Quick-Fix model is used in software maintenance.
Logarithmetic Poisson model is used in failure intensity.
The option which matches all of these is D. So D is the correct answer.


3. __________ is a process model that removes defects before they can precipitate serious hazards.
(A) Incremental model
(B) Spiral model
(C) Cleanroom software engineering
(D) Agile model

Ans:- C

Explanation:-
Cleanroom software engineering(CSE) is a process model that removes defects before they can precipitate serious hazards.This is the exact definition of CSE and so the correct option is C.


4.Equivalence partitioning is a __________ method that divides the input domain of a program into classes of data from which test cases can be derived.
(A) White-box testing
(B) Black-box testing
(C) Orthogonal array testing
(D) Stress testing

Ans:- B

Explanation:-
What is Equivalence partitioning is given in the question. But we will have to know whether it belongs to what kind of testing, whether white-box, or black-box or the other two testing methods. Equivalence partitioning is a black-box testing method. Other examples are boundary-value analysis, classification trees, cause-effect graphs, etc are also black-box testing methods.


5. The following three golden rules :
(i) Place the user in control
(ii) Reduce the user’s memory load
(iii) Make the interface consistent
are for
(A) User satisfaction
(B) Good interface design
(C) Saving system’s resources
(D) None of these

Ans:- B

Explanation:-
I did not look for any textbook explanation for the above question. I went by my intuition and the answer is B. I hope all of you will agree and also know why.

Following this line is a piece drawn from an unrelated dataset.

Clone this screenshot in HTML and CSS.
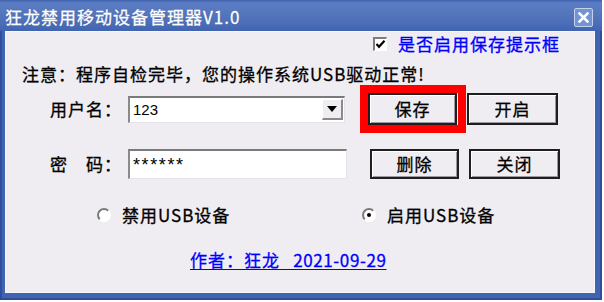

6. Software safety is a __________ activity that focuses on the identification and assessment of potential hazards that may affect software negatively and cause an entire system to fail.
(A) Risk mitigation, monitoring and management
(B) Software quality assurance
(C) Software cost estimation
(D) Defect removal efficiency

Ans:- B

Explanation:-
Software safety and hazard analysis are software quality assurance activities that focus on the identification and assessment of potential hazards that may impact software negatively and cause an entire system to fail.